We had decided to make the journey by using the Subway as it appeared to be a straightforward ride, taking the number one or nine train to 191st Street. Although yellow-cabs are quick and easy to use, we suspected that finding a yellow-cab for the return journey might be more difficult and this is exactly what we found.

The Subway was certainly an experience in itself. We had become familiar with the increasing lack of maintenance of the stations the further north we travelled but were not prepared for the experience at 191st Street. The train had rattled along in the open air like a string of gigantic aluminium cans on a track held high on steel stilts for a short while in the Harlem-Hamilton Heights district before diving into the ground again, presumably as a result of the 'Island of Hills' nature of Manhattan, so that a lift was necessary to reach the street level at 191st.

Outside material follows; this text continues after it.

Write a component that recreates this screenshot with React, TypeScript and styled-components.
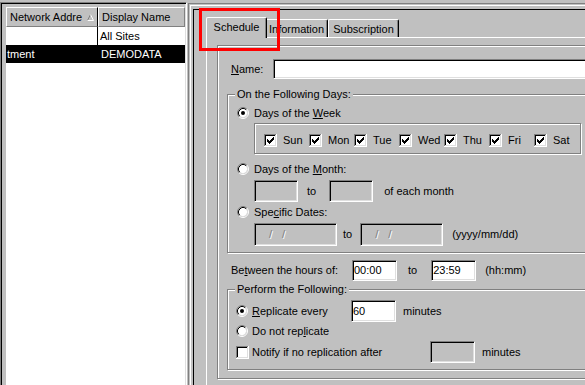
import React from "react";
import styled, { createGlobalStyle } from "styled-components";

const FACE = "#c0c0c0";
const SHADOW = "#808080";
const LIGHT = "#dfdfdf";

const Global = createGlobalStyle`
  html, body { margin: 0; padding: 0; background: ${FACE}; }
  body {
    font-family: "Liberation Sans", Arial, sans-serif;
    font-size: 11px;
    color: #000;
  }
  #root { width: 585px; height: 385px; }
`;

const Screen = styled.div`
  position: relative;
  width: 585px;
  height: 385px;
  overflow: hidden;
  background: ${FACE};
  display: flex;
  align-items: flex-start;
`;

/* ---------- left list pane ---------- */
const LeftPane = styled.div`
  flex: none;
  box-sizing: border-box;
  width: 187px;
  height: 420px;
  margin-top: 2px;
  border-style: solid;
  border-width: 1px;
  border-color: ${SHADOW} #fff #fff ${SHADOW};
  box-shadow: inset 1px 1px 0 #000, inset -1px -1px 0 ${LIGHT};
  padding: 4px 1px 0 5px;
  display: flex;
  flex-direction: column;
`;

const ListHeader = styled.div`
  display: flex;
  height: 20px;
  flex: none;
`;

const HeaderCell = styled.div<{ $w?: number }>`
  box-sizing: border-box;
  position: relative;
  ${(p) => (p.$w ? `width: ${p.$w}px; flex: none;` : "flex: 1;")}
  height: 20px;
  border-top: 1px solid #fff;
  border-left: 1px solid #fff;
  border-bottom: 1px solid ${SHADOW};
  border-right: 1px solid ${(p) => (p.$w ? "#000" : SHADOW)};
  padding-left: 3px;
  line-height: 18px;
  white-space: nowrap;
  overflow: hidden;
`;

const SortMark = styled.svg`
  position: absolute;
  left: 80px;
  top: 6px;
`;

const ListBody = styled.div`
  flex: 1;
  background: #fff;
  display: flex;
  flex-direction: column;
`;

const ListRow = styled.div<{ $selected?: boolean }>`
  display: flex;
  height: 18px;
  background: ${(p) => (p.$selected ? "#000" : "#fff")};
  color: ${(p) => (p.$selected ? "#fff" : "#000")};
`;

const ListCell = styled.div<{ $w?: number; $pad: number; $rule?: boolean }>`
  box-sizing: border-box;
  ${(p) => (p.$w ? `width: ${p.$w}px; flex: none;` : "flex: 1;")}
  padding-left: ${(p) => p.$pad}px;
  line-height: 18px;
  border-right: ${(p) => (p.$rule ? "1px solid #000" : "none")};
  white-space: nowrap;
  overflow: hidden;
`;

/* ---------- right pane ---------- */
const RightPane = styled.div`
  flex: none;
  box-sizing: border-box;
  width: 470px;
  height: 420px;
  margin: 3px 0 0 1px;
  border-top: 1px solid ${SHADOW};
  border-left: 1px solid ${SHADOW};
  padding: 1px 0 0 1px;
`;

const PaneFrame = styled.div`
  box-sizing: border-box;
  height: 100%;
  border-top: 1px solid #fff;
  border-left: 1px solid #fff;
  padding: 3px 0 0 2px;
`;

const PaneWell = styled.div`
  box-sizing: border-box;
  height: 100%;
  border-top: 1px solid #000;
  border-left: 1px solid #000;
  padding: 7px 0 0 12px;
  display: flex;
  flex-direction: column;
`;

const TabStrip = styled.div`
  display: flex;
  align-items: flex-end;
  height: 20px;
  padding-left: 2px;
  position: relative;
  z-index: 1;
`;

const Tab = styled.div<{ $w: number; $active?: boolean }>`
  box-sizing: border-box;
  flex: none;
  position: relative;
  width: ${(p) => (p.$active ? p.$w + 4 : p.$w)}px;
  height: ${(p) => (p.$active ? 21 : 18)}px;
  margin: ${(p) => (p.$active ? "0 -2px -1px -2px" : "0")};
  z-index: ${(p) => (p.$active ? 2 : 1)};
  background: ${FACE};
  border-top: 1px solid #fff;
  border-left: 1px solid #fff;
  border-right: 1px solid #000;
  border-radius: 2px 2px 0 0;
  box-shadow: inset -1px 0 0 ${SHADOW};
  padding-top: 3px;
  line-height: 13px;
  text-align: center;
  white-space: nowrap;
`;

const TabPage = styled.div`
  flex: 1;
  border-top: 1px solid #fff;
  border-left: 1px solid #fff;
  padding: 7px 0 0 10px;
`;

const Frame = styled.div`
  box-sizing: border-box;
  width: 420px;
  border: 1px solid ${SHADOW};
  box-shadow: inset 1px 1px 0 #fff, 1px 1px 0 #fff;
  padding: 13px 0 8px 9px;
  display: flex;
  flex-direction: column;
`;

const FieldRow = styled.div<{ $h: number; $mt?: number; $ml?: number }>`
  display: flex;
  align-items: center;
  height: ${(p) => p.$h}px;
  margin-top: ${(p) => p.$mt ?? 0}px;
  margin-left: ${(p) => p.$ml ?? 0}px;
  white-space: nowrap;
`;

const Label = styled.span<{ $w?: number; $ml?: number }>`
  flex: none;
  ${(p) => (p.$w ? `width: ${p.$w}px;` : "")}
  margin-left: ${(p) => p.$ml ?? 0}px;
  line-height: 13px;
  white-space: nowrap;
`;

const Key = styled.u`
  text-decoration: underline;
  text-underline-offset: 1px;
`;

const TextBox = styled.div<{ $w?: number; $h: number; $ml?: number; $disabled?: boolean; $pad?: number }>`
  box-sizing: border-box;
  ${(p) => (p.$w ? `width: ${p.$w}px; flex: none;` : "flex: 1;")}
  height: ${(p) => p.$h}px;
  margin-left: ${(p) => p.$ml ?? 0}px;
  border-style: solid;
  border-width: 1px;
  border-color: ${SHADOW} #fff #fff ${SHADOW};
  box-shadow: inset 1px 1px 0 #000, inset -1px -1px 0 ${LIGHT};
  background: ${(p) => (p.$disabled ? FACE : "#fff")};
  padding: 0 0 0 ${(p) => p.$pad ?? 2}px;
  display: flex;
  align-items: center;
  line-height: 13px;
  white-space: pre;
  word-spacing: ${(p) => (p.$disabled ? "7px" : "0")};
  color: ${(p) => (p.$disabled ? SHADOW : "#000")};
  text-shadow: ${(p) => (p.$disabled ? "1px 1px 0 #fff" : "none")};
`;

const GroupBox = styled.div<{ $mt: number; $pl: number; $pt: number }>`
  position: relative;
  box-sizing: border-box;
  width: 400px;
  margin-top: ${(p) => p.$mt}px;
  border: 1px solid ${SHADOW};
  box-shadow: inset 1px 1px 0 #fff, 1px 1px 0 #fff;
  padding: ${(p) => p.$pt}px 0 6px ${(p) => p.$pl}px;
  display: flex;
  flex-direction: column;
`;

const GroupTitle = styled.span`
  position: absolute;
  top: -7px;
  left: 7px;
  padding: 0 2px;
  background: ${FACE};
  line-height: 13px;
  white-space: nowrap;
`;

const OptionRow = styled.div<{ $h: number; $mt?: number; $gap: number }>`
  display: flex;
  align-items: center;
  gap: ${(p) => p.$gap}px;
  height: ${(p) => p.$h}px;
  margin-top: ${(p) => p.$mt ?? 0}px;
  white-space: nowrap;
`;

const Inline = styled.div<{ $gap: number }>`
  display: flex;
  align-items: center;
  gap: ${(p) => p.$gap}px;
  flex: none;
`;

const DayBox = styled.div`
  box-sizing: border-box;
  width: 327px;
  height: 31px;
  margin: 3px 0 0 17px;
  border: 1px solid ${SHADOW};
  box-shadow: inset 1px 1px 0 #fff, 1px 1px 0 #fff;
  padding: 10px 0 0 9px;
  display: flex;
  align-items: flex-start;
`;

const DayItem = styled.div`
  flex: none;
  width: 45px;
  display: flex;
  align-items: center;
  gap: 6px;
  height: 13px;
`;

const RadioSvg = styled.svg`
  flex: none;
  display: block;
`;

const CheckSvg = styled.svg`
  flex: none;
  display: block;
`;

const Annotation = styled.div`
  position: absolute;
  left: 199px;
  top: 8px;
  width: 81px;
  height: 43px;
  box-sizing: border-box;
  border: 3px solid #ff0000;
  pointer-events: none;
  z-index: 10;
`;

const Radio = ({ checked }: { checked?: boolean }) => (
  <RadioSvg width="12" height="12" viewBox="0 0 12 12">
    <circle cx="6" cy="6" r="4.2" fill="#fff" />
    <path d="M2.11 9.89 A5.5 5.5 0 0 1 9.89 2.11" stroke={SHADOW} strokeWidth="1" fill="none" />
    <path d="M9.89 2.11 A5.5 5.5 0 0 1 2.11 9.89" stroke="#fff" strokeWidth="1" fill="none" />
    <path d="M2.82 9.18 A4.5 4.5 0 0 1 9.18 2.82" stroke="#000" strokeWidth="1" fill="none" />
    <path d="M9.18 2.82 A4.5 4.5 0 0 1 2.82 9.18" stroke={LIGHT} strokeWidth="1" fill="none" />
    {checked && <circle cx="6" cy="6" r="2" fill="#000" />}
  </RadioSvg>
);

const CHECK =
  "3,5 4,5 4,6 5,6 5,7 6,7 6,6 7,6 7,5 8,5 8,4 9,4 9,3 10,3 10,6 9,6 9,7 8,7 8,8 7,8 7,9 6,9 6,10 5,10 5,9 4,9 4,8 3,8";

const Check = ({ checked }: { checked?: boolean }) => (
  <CheckSvg width="13" height="13" viewBox="0 0 13 13" shapeRendering="crispEdges">
    <rect x="0" y="0" width="13" height="13" fill="#fff" />
    <rect x="0" y="0" width="12" height="12" fill={SHADOW} />
    <rect x="1" y="1" width="11" height="11" fill={LIGHT} />
    <rect x="1" y="1" width="10" height="10" fill="#000" />
    <rect x="2" y="2" width="9" height="9" fill="#fff" />
    {checked && <polygon points={CHECK} fill="#000" />}
  </CheckSvg>
);

const days = ["Sun", "Mon", "Tue", "Wed", "Thu", "Fri", "Sat"];

export default function App() {
  return (
    <>
      <Global />
      <Screen>
        <LeftPane>
          <ListHeader>
            <HeaderCell $w={92}>
              Network Addre
              <SortMark width="8" height="7" viewBox="0 0 8 7">
                <path d="M0.5 6.5 L3.5 0.5" stroke={SHADOW} fill="none" />
                <path d="M3.5 0.5 L6.5 6.5 L0.5 6.5" stroke="#fff" fill="none" />
              </SortMark>
            </HeaderCell>
            <HeaderCell>Display Name</HeaderCell>
          </ListHeader>
          <ListBody>
            <ListRow>
              <ListCell $w={92} $pad={1} $rule />
              <ListCell $pad={2}>All Sites</ListCell>
            </ListRow>
            <ListRow $selected>
              <ListCell $w={92} $pad={1}>tment</ListCell>
              <ListCell $pad={3}>DEMODATA</ListCell>
            </ListRow>
          </ListBody>
        </LeftPane>

        <RightPane>
          <PaneFrame>
            <PaneWell>
              <TabStrip>
                <Tab $w={57} $active>Schedule</Tab>
                <Tab $w={63}>Information</Tab>
                <Tab $w={71}>Subscription</Tab>
              </TabStrip>
              <TabPage>
                <Frame>
                  <FieldRow $h={20} $ml={4}>
                    <Label $w={42}>
                      <Key>N</Key>ame:
                    </Label>
                    <TextBox $h={20} />
                  </FieldRow>

                  <GroupBox $mt={15} $pl={9} $pt={11}>
                    <GroupTitle>On the Following Days:</GroupTitle>
                    <OptionRow $h={14} $gap={5}>
                      <Radio checked />
                      <Label>
                        Days of the <Key>W</Key>eek
                      </Label>
                    </OptionRow>
                    <DayBox>
                      {days.map((d) => (
                        <DayItem key={d}>
                          <Check checked />
                          <Label>{d}</Label>
                        </DayItem>
                      ))}
                    </DayBox>
                    <OptionRow $h={14} $mt={8} $gap={5}>
                      <Radio />
                      <Label>
                        Days of the <Key>M</Key>onth:
                      </Label>
                    </OptionRow>
                    <FieldRow $h={22} $mt={4}>
                      <TextBox $w={44} $h={22} $ml={17} $disabled />
                      <Label $ml={9}>to</Label>
                      <TextBox $w={44} $h={22} $ml={13} $disabled />
                      <Label $ml={11}>of each month</Label>
                    </FieldRow>
                    <OptionRow $h={14} $mt={3} $gap={5}>
                      <Radio />
                      <Label>
                        Spe<Key>c</Key>ific Dates:
                      </Label>
                    </OptionRow>
                    <FieldRow $h={23} $mt={4}>
                      <TextBox $w={83} $h={23} $ml={17} $disabled $pad={14}>
                        / /
                      </TextBox>
                      <Label $ml={6}>to</Label>
                      <TextBox $w={83} $h={23} $ml={8} $disabled $pad={14}>
                        / /
                      </TextBox>
                      <Label $ml={9}>(yyyy/mm/dd)</Label>
                    </FieldRow>
                  </GroupBox>

                  <FieldRow $h={21} $mt={7} $ml={4}>
                    <Label $w={121}>
                      Be<Key>t</Key>ween the hours of:
                    </Label>
                    <TextBox $w={45} $h={21} $pad={1}>
                      00:00
                    </TextBox>
                    <Label $ml={11}>to</Label>
                    <TextBox $w={45} $h={21} $ml={14} $pad={1}>
                      23:59
                    </TextBox>
                    <Label $ml={9}>(hh:mm)</Label>
                  </FieldRow>

                  <GroupBox $mt={8} $pl={8} $pt={10}>
                    <GroupTitle>Perform the Following:</GroupTitle>
                    <OptionRow $h={22} $gap={0}>
                      <Inline $gap={4}>
                        <Radio checked />
                        <Label $w={99}>
                          <Key>R</Key>eplicate every
                        </Label>
                      </Inline>
                      <TextBox $w={45} $h={22} $pad={1}>
                        60
                      </TextBox>
                      <Label $ml={7}>minutes</Label>
                    </OptionRow>
                    <OptionRow $h={14} $mt={2} $gap={4}>
                      <Radio />
                      <Label>
                        Do not rep<Key>l</Key>icate
                      </Label>
                    </OptionRow>
                    <OptionRow $h={22} $mt={3} $gap={0}>
                      <Inline $gap={3}>
                        <Check />
                        <Label $w={178}>Notify if no replication after</Label>
                      </Inline>
                      <TextBox $w={45} $h={22} $disabled />
                      <Label $ml={7}>minutes</Label>
                    </OptionRow>
                  </GroupBox>
                </Frame>
              </TabPage>
            </PaneWell>
          </PaneFrame>
        </RightPane>

        <Annotation />
      </Screen>
    </>
  );
}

A bunch of largely down-at-heel passengers, who had got off with us, searched for a lift that was working. Soon the working one arrived and the concertina doors opened to reveal what appeared to be a goods lift with about a quarter of the floor space taken up with discarded cardboard boxes and other rubbish. A middle-aged lady passenger dragged in another, larger, empty box and kicked it into-touch in the back corner of the lift. In the opposite corner by the door, sat on an office seat, which clearly had been rescued from a tip, was an overweight lift attendant of Hispanic descent. Before him was a small, worn-out, makeshift table on which there was a plate of cooked breakfast and a portable radio playing music we could not recognise. It was almost as if he lived there. The happiest aspect of all this was that although he still continued with his breakfast, regularly lifting a well-filled fork to his mouth, he seemed to know almost everyone who entered the lift greeting them with genuine warmth and a special word for each of the children.